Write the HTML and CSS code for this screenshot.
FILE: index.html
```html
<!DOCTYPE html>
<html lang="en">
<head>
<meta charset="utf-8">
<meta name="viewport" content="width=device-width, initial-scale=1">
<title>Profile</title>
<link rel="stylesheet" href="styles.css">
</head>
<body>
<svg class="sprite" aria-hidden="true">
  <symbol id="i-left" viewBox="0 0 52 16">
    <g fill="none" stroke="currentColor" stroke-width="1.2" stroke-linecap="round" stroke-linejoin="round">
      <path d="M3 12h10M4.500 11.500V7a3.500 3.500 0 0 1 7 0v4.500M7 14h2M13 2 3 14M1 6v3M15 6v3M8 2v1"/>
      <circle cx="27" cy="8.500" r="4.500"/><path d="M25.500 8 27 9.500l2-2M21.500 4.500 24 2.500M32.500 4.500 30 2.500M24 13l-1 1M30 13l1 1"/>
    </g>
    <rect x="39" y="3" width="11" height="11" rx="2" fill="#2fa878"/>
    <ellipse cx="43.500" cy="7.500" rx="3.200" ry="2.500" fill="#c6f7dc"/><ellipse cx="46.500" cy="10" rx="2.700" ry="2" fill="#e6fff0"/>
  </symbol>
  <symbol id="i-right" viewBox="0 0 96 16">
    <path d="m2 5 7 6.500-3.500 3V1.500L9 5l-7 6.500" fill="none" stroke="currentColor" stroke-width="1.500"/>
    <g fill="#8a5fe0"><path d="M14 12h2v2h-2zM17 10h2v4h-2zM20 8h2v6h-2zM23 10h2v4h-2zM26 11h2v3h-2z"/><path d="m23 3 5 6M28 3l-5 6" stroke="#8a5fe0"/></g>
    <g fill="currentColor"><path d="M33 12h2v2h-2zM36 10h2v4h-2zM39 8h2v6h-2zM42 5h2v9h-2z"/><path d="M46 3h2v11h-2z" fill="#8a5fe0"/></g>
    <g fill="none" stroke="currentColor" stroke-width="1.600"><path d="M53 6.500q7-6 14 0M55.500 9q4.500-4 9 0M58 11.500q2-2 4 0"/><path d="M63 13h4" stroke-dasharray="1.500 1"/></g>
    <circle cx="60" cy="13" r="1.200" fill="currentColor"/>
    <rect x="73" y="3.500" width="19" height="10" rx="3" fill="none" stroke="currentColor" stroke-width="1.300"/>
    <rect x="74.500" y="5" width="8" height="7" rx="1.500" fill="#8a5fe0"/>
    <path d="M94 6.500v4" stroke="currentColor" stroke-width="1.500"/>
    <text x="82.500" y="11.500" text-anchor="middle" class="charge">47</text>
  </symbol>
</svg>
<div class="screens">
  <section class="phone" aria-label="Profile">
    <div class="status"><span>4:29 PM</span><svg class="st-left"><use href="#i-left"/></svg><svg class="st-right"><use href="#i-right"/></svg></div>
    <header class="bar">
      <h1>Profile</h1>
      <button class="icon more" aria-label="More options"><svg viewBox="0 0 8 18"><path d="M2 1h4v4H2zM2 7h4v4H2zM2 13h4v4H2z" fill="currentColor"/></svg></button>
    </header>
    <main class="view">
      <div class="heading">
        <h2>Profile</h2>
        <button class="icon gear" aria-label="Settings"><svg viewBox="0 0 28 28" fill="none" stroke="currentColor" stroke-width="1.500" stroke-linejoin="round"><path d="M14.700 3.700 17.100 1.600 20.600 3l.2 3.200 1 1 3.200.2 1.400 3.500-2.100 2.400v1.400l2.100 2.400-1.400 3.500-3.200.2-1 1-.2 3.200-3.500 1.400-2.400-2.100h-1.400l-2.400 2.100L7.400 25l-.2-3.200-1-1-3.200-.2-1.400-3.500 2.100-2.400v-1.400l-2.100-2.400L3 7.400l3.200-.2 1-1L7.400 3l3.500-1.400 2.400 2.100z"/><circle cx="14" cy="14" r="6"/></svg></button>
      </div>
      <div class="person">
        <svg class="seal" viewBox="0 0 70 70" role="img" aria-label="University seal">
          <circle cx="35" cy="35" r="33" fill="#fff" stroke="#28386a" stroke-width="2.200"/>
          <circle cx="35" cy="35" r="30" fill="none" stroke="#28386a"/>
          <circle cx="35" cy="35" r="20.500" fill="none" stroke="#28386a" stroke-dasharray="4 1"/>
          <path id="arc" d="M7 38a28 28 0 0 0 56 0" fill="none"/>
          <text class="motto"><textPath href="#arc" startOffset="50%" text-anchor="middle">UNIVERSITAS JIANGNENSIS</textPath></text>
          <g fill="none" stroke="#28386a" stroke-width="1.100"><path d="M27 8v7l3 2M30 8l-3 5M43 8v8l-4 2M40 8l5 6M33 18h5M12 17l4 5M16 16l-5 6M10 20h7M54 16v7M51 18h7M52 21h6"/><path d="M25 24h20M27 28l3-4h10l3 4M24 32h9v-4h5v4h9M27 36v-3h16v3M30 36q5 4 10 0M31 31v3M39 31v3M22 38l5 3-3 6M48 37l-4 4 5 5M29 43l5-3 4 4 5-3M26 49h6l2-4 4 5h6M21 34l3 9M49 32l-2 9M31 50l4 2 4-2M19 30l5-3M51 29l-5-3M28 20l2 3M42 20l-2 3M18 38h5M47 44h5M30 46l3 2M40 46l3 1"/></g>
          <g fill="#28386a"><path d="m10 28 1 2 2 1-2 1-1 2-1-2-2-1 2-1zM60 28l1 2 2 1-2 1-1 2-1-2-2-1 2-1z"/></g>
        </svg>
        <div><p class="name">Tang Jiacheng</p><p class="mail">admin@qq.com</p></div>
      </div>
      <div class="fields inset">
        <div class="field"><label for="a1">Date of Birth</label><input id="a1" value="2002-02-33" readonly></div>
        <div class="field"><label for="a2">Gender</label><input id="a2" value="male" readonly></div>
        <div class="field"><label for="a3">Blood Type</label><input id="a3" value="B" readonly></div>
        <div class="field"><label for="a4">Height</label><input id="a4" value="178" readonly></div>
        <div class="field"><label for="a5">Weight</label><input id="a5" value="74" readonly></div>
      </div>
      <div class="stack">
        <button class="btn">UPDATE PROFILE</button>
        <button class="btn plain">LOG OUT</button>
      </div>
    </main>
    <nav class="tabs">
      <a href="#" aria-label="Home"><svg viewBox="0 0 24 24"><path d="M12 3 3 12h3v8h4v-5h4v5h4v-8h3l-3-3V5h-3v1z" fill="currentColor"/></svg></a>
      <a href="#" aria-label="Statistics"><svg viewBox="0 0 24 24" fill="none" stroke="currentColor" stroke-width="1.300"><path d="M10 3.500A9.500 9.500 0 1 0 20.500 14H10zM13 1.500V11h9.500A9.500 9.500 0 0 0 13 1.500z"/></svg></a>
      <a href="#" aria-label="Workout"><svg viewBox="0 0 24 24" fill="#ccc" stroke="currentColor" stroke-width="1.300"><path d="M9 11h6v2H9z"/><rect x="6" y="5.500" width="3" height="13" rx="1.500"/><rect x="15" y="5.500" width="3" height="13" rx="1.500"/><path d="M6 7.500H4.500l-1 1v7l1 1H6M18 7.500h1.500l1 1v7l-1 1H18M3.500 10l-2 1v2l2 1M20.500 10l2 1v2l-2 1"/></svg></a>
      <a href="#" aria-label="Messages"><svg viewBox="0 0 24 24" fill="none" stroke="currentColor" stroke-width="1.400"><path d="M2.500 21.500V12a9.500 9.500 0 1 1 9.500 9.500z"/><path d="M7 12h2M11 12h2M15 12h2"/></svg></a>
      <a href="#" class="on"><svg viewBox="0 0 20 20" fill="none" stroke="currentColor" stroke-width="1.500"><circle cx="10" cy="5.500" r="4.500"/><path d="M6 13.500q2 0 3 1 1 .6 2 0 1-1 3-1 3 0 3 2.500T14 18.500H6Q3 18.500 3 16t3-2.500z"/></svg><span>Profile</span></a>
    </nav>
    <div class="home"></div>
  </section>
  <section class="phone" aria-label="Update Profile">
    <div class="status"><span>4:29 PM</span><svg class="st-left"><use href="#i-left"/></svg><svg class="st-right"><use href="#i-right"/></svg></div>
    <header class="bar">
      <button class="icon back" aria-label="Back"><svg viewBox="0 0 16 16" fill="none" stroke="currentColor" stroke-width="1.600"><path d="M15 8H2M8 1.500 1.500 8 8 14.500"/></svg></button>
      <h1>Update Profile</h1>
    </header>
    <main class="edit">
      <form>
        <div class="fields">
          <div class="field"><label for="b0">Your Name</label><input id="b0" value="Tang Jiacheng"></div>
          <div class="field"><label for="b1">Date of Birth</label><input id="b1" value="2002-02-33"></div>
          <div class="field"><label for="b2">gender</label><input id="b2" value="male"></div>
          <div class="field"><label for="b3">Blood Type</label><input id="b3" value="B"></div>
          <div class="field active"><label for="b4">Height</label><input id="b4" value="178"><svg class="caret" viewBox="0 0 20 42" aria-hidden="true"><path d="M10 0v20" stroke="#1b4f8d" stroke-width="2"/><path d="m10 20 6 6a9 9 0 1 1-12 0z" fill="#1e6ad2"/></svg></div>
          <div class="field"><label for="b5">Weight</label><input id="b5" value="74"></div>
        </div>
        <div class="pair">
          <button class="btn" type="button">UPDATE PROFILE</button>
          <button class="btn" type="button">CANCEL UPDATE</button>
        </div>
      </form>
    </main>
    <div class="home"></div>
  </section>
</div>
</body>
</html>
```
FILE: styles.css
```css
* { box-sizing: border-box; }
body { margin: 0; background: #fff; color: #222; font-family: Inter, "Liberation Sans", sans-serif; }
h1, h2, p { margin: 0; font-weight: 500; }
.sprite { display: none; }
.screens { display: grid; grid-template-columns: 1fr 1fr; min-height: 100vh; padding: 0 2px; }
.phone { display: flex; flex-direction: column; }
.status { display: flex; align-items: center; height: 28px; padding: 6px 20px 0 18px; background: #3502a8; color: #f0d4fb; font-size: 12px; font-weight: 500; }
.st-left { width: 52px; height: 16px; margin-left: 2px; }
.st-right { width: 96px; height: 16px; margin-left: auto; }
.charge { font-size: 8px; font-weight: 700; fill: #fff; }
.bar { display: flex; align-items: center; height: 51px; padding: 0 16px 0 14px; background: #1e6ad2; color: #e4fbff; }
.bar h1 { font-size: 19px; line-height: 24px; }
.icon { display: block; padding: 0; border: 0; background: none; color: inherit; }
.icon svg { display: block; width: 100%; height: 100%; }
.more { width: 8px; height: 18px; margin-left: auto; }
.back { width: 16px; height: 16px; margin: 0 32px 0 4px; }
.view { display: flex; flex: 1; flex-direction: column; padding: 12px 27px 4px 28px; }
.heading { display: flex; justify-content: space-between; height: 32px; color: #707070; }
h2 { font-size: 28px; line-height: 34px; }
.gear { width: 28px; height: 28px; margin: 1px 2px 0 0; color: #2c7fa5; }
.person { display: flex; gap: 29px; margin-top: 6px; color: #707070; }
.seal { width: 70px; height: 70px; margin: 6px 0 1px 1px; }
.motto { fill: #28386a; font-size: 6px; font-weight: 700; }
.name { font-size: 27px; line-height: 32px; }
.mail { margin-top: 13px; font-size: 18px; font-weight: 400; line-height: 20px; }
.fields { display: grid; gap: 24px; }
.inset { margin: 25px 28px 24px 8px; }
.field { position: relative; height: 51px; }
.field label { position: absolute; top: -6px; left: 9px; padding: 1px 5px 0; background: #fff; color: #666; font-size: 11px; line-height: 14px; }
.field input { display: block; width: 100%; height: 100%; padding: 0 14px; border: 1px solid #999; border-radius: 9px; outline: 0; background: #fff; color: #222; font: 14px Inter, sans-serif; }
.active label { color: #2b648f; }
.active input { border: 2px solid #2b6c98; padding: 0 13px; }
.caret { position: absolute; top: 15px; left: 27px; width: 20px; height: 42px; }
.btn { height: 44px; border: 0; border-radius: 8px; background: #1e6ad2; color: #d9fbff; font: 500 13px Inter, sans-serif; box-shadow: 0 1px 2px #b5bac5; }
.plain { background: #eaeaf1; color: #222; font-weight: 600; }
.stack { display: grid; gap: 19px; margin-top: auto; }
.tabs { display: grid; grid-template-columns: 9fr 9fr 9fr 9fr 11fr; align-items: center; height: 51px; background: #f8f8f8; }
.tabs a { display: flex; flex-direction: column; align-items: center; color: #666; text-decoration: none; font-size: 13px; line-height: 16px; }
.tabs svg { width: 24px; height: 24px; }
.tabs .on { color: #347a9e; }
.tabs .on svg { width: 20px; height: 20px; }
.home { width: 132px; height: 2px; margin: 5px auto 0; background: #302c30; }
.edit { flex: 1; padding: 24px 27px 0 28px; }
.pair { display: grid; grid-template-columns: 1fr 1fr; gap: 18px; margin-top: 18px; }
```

--

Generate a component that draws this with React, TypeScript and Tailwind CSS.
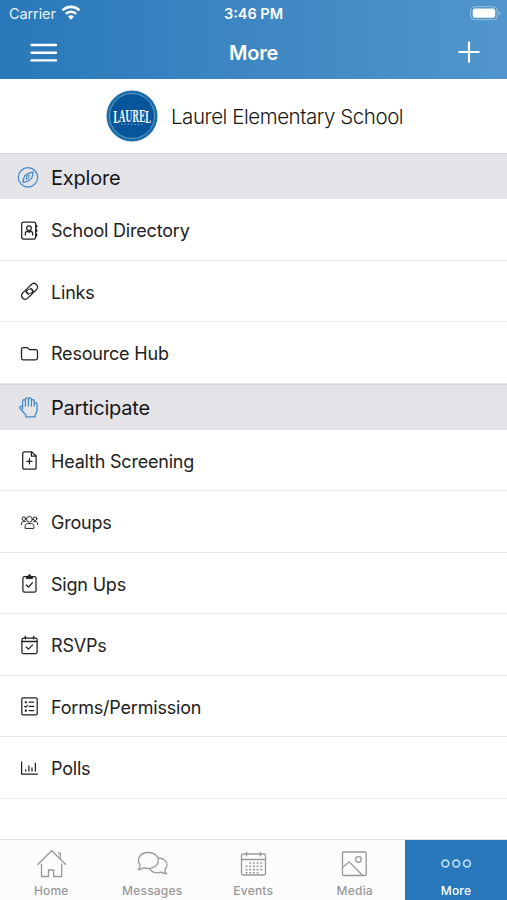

— Short task —
Using the entries above, state how many lines include the word "this", with no other words.

— Problem solution —
2